The trouble with being a newbie-turner and joining this site, is that you see, in the gallery, a thousand and one things that you want to copy. The inspiration, clearly, is not a problem! It's the skill level and the tool kit that are sometimes left in doubt.
I was inspired by the deep vases etc and by the debate on 'Foot or no foot', so I grabbed a piece of birch off the log pile and set about turning it. It soon resembled a vase, but I made it too narrow at the base, for the tools that I have. I drilled it out with a forstner, but my round-nosed scraper is only a half inch, so it chattered like mad. The all-whistles-and-bells hollowing tool that my wife bought me for Christmas was too chunky to fit inside, so I hollowed it out (badly) to within about 5mm of the base, but could only finish it for the first half of its depth.
This begs a few questions
1. Am I right in assuming that a side-cutting scraper of a decent cross section would help?

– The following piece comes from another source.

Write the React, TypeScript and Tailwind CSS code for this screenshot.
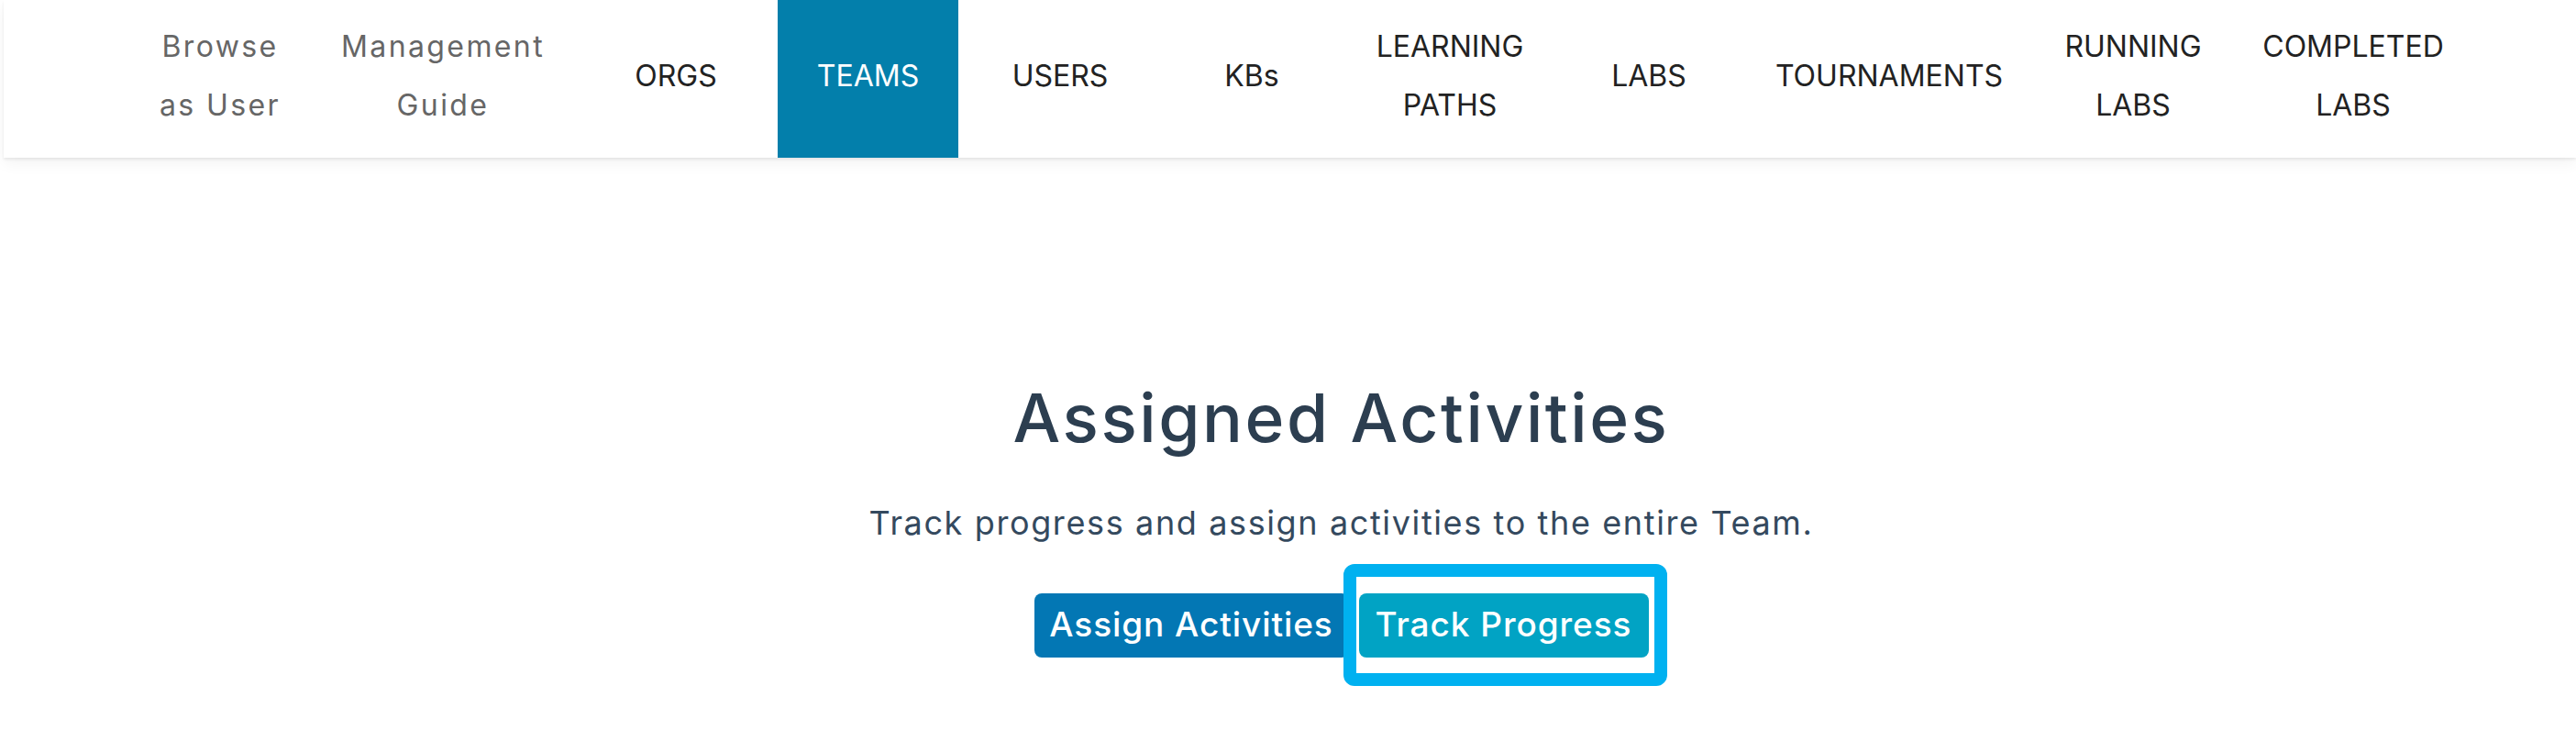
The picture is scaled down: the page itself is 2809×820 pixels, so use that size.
import React from 'react';

interface NavItem {
  label: React.ReactNode;
  width: string;
  active?: boolean;
  muted?: boolean;
}

const navItems: NavItem[] = [
  { label: <>Browse<br />as User</>, width: 'w-[200px]', muted: true },
  { label: <>Management<br />Guide</>, width: 'w-[286px]', muted: true },
  { label: 'ORGS', width: 'w-[222px]' },
  { label: 'TEAMS', width: 'w-[197px]', active: true },
  { label: 'USERS', width: 'w-[222px]' },
  { label: 'KBs', width: 'w-[196px]' },
  { label: <>LEARNING<br />PATHS</>, width: 'w-[236px]' },
  { label: 'LABS', width: 'w-[198px]' },
  { label: 'TOURNAMENTS', width: 'w-[326px]' },
  { label: <>RUNNING<br />LABS</>, width: 'w-[206px]' },
  { label: <>COMPLETED<br />LABS</>, width: 'w-[274px]' },
];

const TopNav = () => (
  <nav className="ml-[4px] h-[172px] bg-white flex pl-[136px] shadow-[0_2px_3px_rgba(0,0,0,0.07),0_6px_16px_rgba(0,0,0,0.05)] relative z-10">
    {navItems.map((item, i) => (
      <div
        key={i}
        className={`${item.width} h-full flex items-center justify-center text-center pb-[6px] text-[32px] leading-[64px] ${
          item.active
            ? 'bg-[#037fab] text-white'
            : item.muted
            ? 'text-[#666666] tracking-[0.075em]'
            : 'text-[#222222]'
        }`}
      >
        <span>{item.label}</span>
      </div>
    ))}
  </nav>
);

export default function App() {
  return (
    <div className="min-h-screen bg-white font-['Inter','Noto_Sans',sans-serif]">
      <TopNav />

      <main className="pl-[116px] flex flex-col items-center">
        <h1 className="mt-[248px] text-[73px] leading-[72px] font-medium text-[#2c3e50] tracking-[0.035em]">
          Assigned Activities
        </h1>
        <p className="mt-[61px] text-[36px] leading-[34px] text-[#34495e] tracking-[0.045em]">
          Track progress and assign activities to the entire Team.
        </p>

        <div className="mt-[60px] flex gap-[11px]">
          <button className="w-[343px] h-[70px] rounded-[8px] bg-[#0377b4] text-white text-[37px] font-medium tracking-[0.025em] flex items-center justify-center pb-[3px]">
            Assign Activities
          </button>
          <div className="relative">
            <button className="w-[316px] h-[70px] rounded-[8px] bg-[#01a3c4] text-white text-[37px] font-medium tracking-[0.025em] flex items-center justify-center pb-[3px]">
              Track Progress
            </button>
            <div className="absolute -left-[17px] -right-[20px] -top-[32px] -bottom-[31px] border-[14px] border-[#00b1f0] rounded-[12px] pointer-events-none" />
          </div>
        </div>
      </main>
    </div>
  );
}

2. How would you normally finish the inside of such a narrow vessel? I couldn't get my fingers in beyond about 10cm, so couldn't sand the bottom inside.
3. What do members think of dropping some fishing line weights into the bottom and then pouring in some polyester resin to bind them into place?
Anyway, here it is. A piece of silver birch, 15cm tall, 7cm at the rim and 3.5 cm at the base. Finished with one coat sanding sealer and soft wax.
Comments/suggestions/criticisms appreciated.